The Humility of Multiple Minds

There's something deeply humbling about consulting diverse perspectives. It's an acknowledgment that your own view — however intelligent, however informed — is partial.

This humility isn't weakness. It's wisdom.

The ancient practice of seeking counsel from advisors with different backgrounds wasn't born from intellectual curiosity alone. It emerged from hard experience: leaders who surrounded themselves with like-minded advisors made catastrophic mistakes. Those who cultivated genuine diversity of perspective made fewer.

The same principle applies when your advisors are artificial intelligences. Perhaps even more so, because AI systems can be so articulate, so confident, so seemingly comprehensive that we forget they too have edges they cannot see.

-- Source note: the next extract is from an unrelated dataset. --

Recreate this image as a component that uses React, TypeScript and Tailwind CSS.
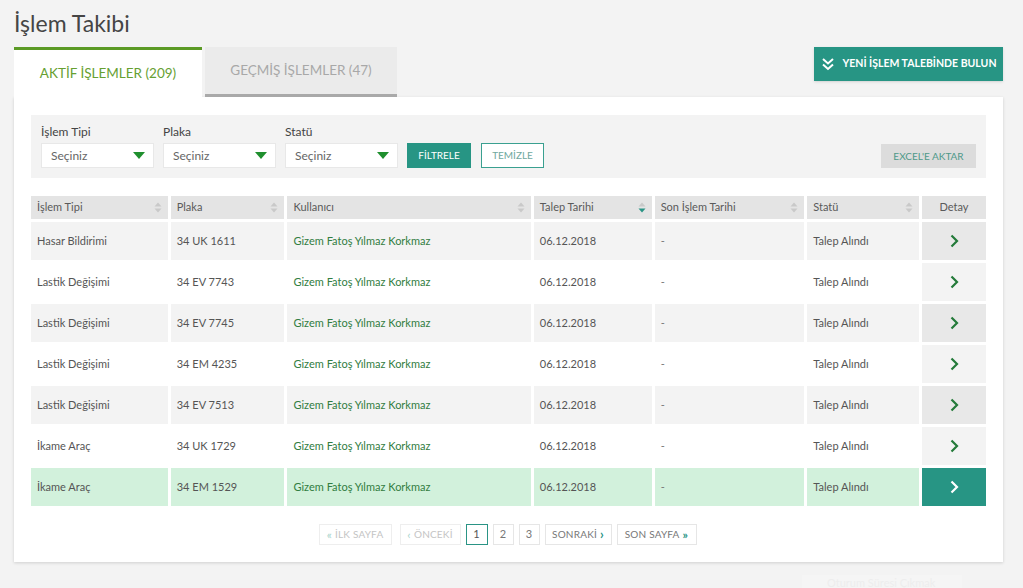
import { type ReactNode } from 'react';

const rows = [
  { tip: 'Hasar Bildirimi', plaka: '34 UK 1611' },
  { tip: 'Lastik Değişimi', plaka: '34 EV 7743' },
  { tip: 'Lastik Değişimi', plaka: '34 EV 7745' },
  { tip: 'Lastik Değişimi', plaka: '34 EM 4235' },
  { tip: 'Lastik Değişimi', plaka: '34 EV 7513' },
  { tip: 'İkame Araç', plaka: '34 UK 1729' },
  { tip: 'İkame Araç', plaka: '34 EM 1529' },
];

const columns = [
  { label: 'İşlem Tipi', w: 'w-[137px]', sort: 'none' },
  { label: 'Plaka', w: 'w-[114px]', sort: 'none' },
  { label: 'Kullanıcı', w: 'w-[244px]', sort: 'none' },
  { label: 'Talep Tarihi', w: 'w-[118px]', sort: 'down' },
  { label: 'Son İşlem Tarihi', w: 'w-[150px]', sort: 'none' },
  { label: 'Statü', w: 'w-[112px]', sort: 'none' },
];

function SortIcon({ active }: { active: boolean }) {
  return (
    <svg width="8" height="11" viewBox="0 0 8 11" className="shrink-0">
      <path d="M4 0.5 L7.5 4.5 H0.5 Z" fill="#c9c9c9" />
      <path d="M4 10.5 L7.5 6.5 H0.5 Z" fill={active ? '#2a9485' : '#c9c9c9'} />
    </svg>
  );
}

function Chevron({ color, size = 14 }: { color: string; size?: number }) {
  return (
    <svg width={size} height={size} viewBox="0 0 14 14">
      <path d="M4.5 1.5 L10 7 L4.5 12.5" fill="none" stroke={color} strokeWidth="2.2" />
    </svg>
  );
}

function Select({ label }: { label: string }) {
  return (
    <div className="flex flex-col">
      <span className="text-[12px] text-[#444] leading-none mb-[5px]">{label}</span>
      <div className="w-[113px] h-[25px] bg-white border border-[#e8e8e8] flex items-center justify-between pl-[9px] pr-[8px]">
        <span className="text-[12px] text-[#666]">Seçiniz</span>
        <svg width="12" height="7" viewBox="0 0 12 7">
          <path d="M0 0 H12 L6 7 Z" fill="#1f8f2e" />
        </svg>
      </div>
    </div>
  );
}

function PageBtn({ children, className }: { children: ReactNode; className?: string }) {
  return (
    <div
      className={`h-[21px] flex items-center justify-center gap-[3px] border text-[10px] tracking-[0.2px] ${className ?? ''}`}
    >
      {children}
    </div>
  );
}

export default function App() {
  return (
    <div
      className="w-[1023px] h-[588px] bg-[#f3f3f3] overflow-hidden relative"
      style={{ fontFamily: 'Lato, "Open Sans", sans-serif' }}
    >
      <h1 className="pl-[14px] pt-[8px] text-[23px] leading-[30px] text-[#454545] font-normal">İşlem Takibi</h1>

      {/* tabs + action */}
      <div className="flex items-end justify-between pl-[14px] pr-[20px] mt-[9px]">
        <div className="flex items-end gap-[3px]">
          <div className="w-[188px] h-[50px] bg-white border-t-[3px] border-[#5b9a25] flex items-center justify-center">
            <span className="text-[13.5px] text-[#66a032]">AKTİF İŞLEMLER (209)</span>
          </div>
          <div className="w-[192px] h-[50px] bg-[#ebebeb] border-b-[3px] border-[#a9a9a9] flex items-center justify-center">
            <span className="text-[13.5px] text-[#a8a8a8]">GEÇMİŞ İŞLEMLER (47)</span>
          </div>
        </div>
        <div className="self-start h-[34px] w-[189px] bg-[#279584] flex items-center justify-center gap-[8px] shadow-sm">
          <svg width="14" height="14" viewBox="0 0 14 14">
            <path d="M2 2 L7 6.5 L12 2 M2 7.5 L7 12 L12 7.5" fill="none" stroke="white" strokeWidth="2" />
          </svg>
          <span className="text-[10.5px] font-bold text-white">YENİ İŞLEM TALEBİNDE BULUN</span>
        </div>
      </div>

      {/* panel */}
      <div className="mx-[14px] w-[989px] bg-white shadow-[0_1px_3px_rgba(0,0,0,0.15)] pt-[18px] pb-[17px] px-[17px]">
        <div className="bg-[#f3f3f3] h-[63px] flex items-end justify-between px-[10px] pb-[10px]">
          <div className="flex items-end gap-[9px]">
            <Select label="İşlem Tipi" />
            <Select label="Plaka" />
            <Select label="Statü" />
            <div className="h-[25px] w-[64px] bg-[#279584] flex items-center justify-center text-[10px] text-white">
              FİLTRELE
            </div>
            <div className="ml-[1px] h-[25px] w-[63px] border border-[#3aa090] bg-white flex items-center justify-center text-[10px] text-[#6fa89e]">
              TEMİZLE
            </div>
          </div>
          <div className="h-[24px] w-[95px] bg-[#dcdcdc] flex items-center justify-center text-[10px] text-[#4f9989]">
            EXCEL'E AKTAR
          </div>
        </div>

        <table className="mt-[15px] -mx-[3px] border-separate border-spacing-[3px] text-[11px]">
          <thead>
            <tr>
              {columns.map((c) => (
                <th key={c.label} className={`${c.w} h-[23px] bg-[#e4e4e4] font-normal text-left text-[#5a5a5a] px-[6px]`}>
                  <div className="flex items-center justify-between">
                    <span>{c.label}</span>
                    <SortIcon active={c.sort === 'down'} />
                  </div>
                </th>
              ))}
              <th className="w-[64px] h-[23px] bg-[#e4e4e4] font-normal text-center text-[#5a5a5a]">Detay</th>
            </tr>
          </thead>
          <tbody>
            {rows.map((r, i) => {
              const selected = i === rows.length - 1;
              const bg = selected ? 'bg-[#d2f1dc]' : i % 2 === 0 ? 'bg-[#f3f3f3]' : 'bg-white';
              const detailBg = selected ? 'bg-[#279584]' : i % 2 === 0 ? 'bg-[#e8e8e8]' : 'bg-[#f3f3f3]';
              return (
                <tr key={i}>
                  <td className={`${bg} h-[38px] px-[6px] text-[#555]`}>{r.tip}</td>
                  <td className={`${bg} px-[6px] text-[#555]`}>{r.plaka}</td>
                  <td className={`${bg} px-[6px] text-[#327d42]`}>Gizem Fatoş Yılmaz Korkmaz</td>
                  <td className={`${bg} px-[6px] text-[#555]`}>06.12.2018</td>
                  <td className={`${bg} px-[6px] text-[#777]`}>-</td>
                  <td className={`${bg} px-[6px] text-[#555]`}>Talep Alındı</td>
                  <td className={`${detailBg}`}>
                    <div className="flex justify-center">
                      <Chevron color={selected ? '#ffffff' : '#247a3a'} />
                    </div>
                  </td>
                </tr>
              );
            })}
          </tbody>
        </table>

        <div className="flex justify-center items-center gap-[5px] mt-[15px] pr-[2px]">
          <PageBtn className="w-[73px] border-[#eeeeee] text-[#c4c4c4]">
            <span className="text-[12px] leading-none text-[#a8d4cc]">«</span>İLK SAYFA
          </PageBtn>
          <PageBtn className="ml-[3px] w-[61px] border-[#eeeeee] text-[#c4c4c4]">
            <span className="text-[12px] leading-none text-[#a8d4cc]">‹</span>ÖNCEKİ
          </PageBtn>
          <PageBtn className="w-[22px] border-[#2a9485] text-[#555] text-[11px]">1</PageBtn>
          <PageBtn className="w-[21px] border-[#e6e6e6] text-[#777] text-[11px]">2</PageBtn>
          <PageBtn className="w-[21px] border-[#e6e6e6] text-[#777] text-[11px]">3</PageBtn>
          <PageBtn className="w-[67px] border-[#e6e6e6] text-[#777]">
            SONRAKİ<span className="text-[13px] leading-none font-bold text-[#2a9485]">›</span>
          </PageBtn>
          <PageBtn className="w-[80px] border-[#e6e6e6] text-[#777]">
            SON SAYFA<span className="text-[12px] leading-none font-bold text-[#2a9485]">»</span>
          </PageBtn>
        </div>
      </div>

      {/* faint footer remnant */}
      <div className="absolute left-[802px] top-[575px] w-[160px] h-[20px] bg-[#f5f5f5] text-[11px] text-[#ededed] pl-[25px]">
        Oturum Süresi Çıkmak
      </div>
    </div>
  );
}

When you assemble a council of diverse AI perspectives on thonk, you're not just gathering more information. You're practicing epistemic humility. You're acknowledging that the truth is larger than any single view. You're creating the conditions for genuine insight rather than confident error.

The Shadows That Remain

Even with diverse perspectives, blind spots remain. No collection of flashlights can illuminate a room from inside a box. Some limitations are structural, built into the nature of any advisory process.

What diverse perspectives can do is make you aware of the remaining darkness. They can help you know what you don't know — which is infinitely more valuable than not knowing what you don't know.

The mountain in the Andes was always there. The data always contained it. What was missing wasn't information but interpretation — the ability to see what the pattern-trained eye had learned to ignore.

Your decisions contain similar hidden peaks. The question is whether you'll survey them with one set of eyes or many — whether you'll inherit one system's blind spots or triangulate toward a fuller view.

The choice, as always, is yours. But at least now you can see it.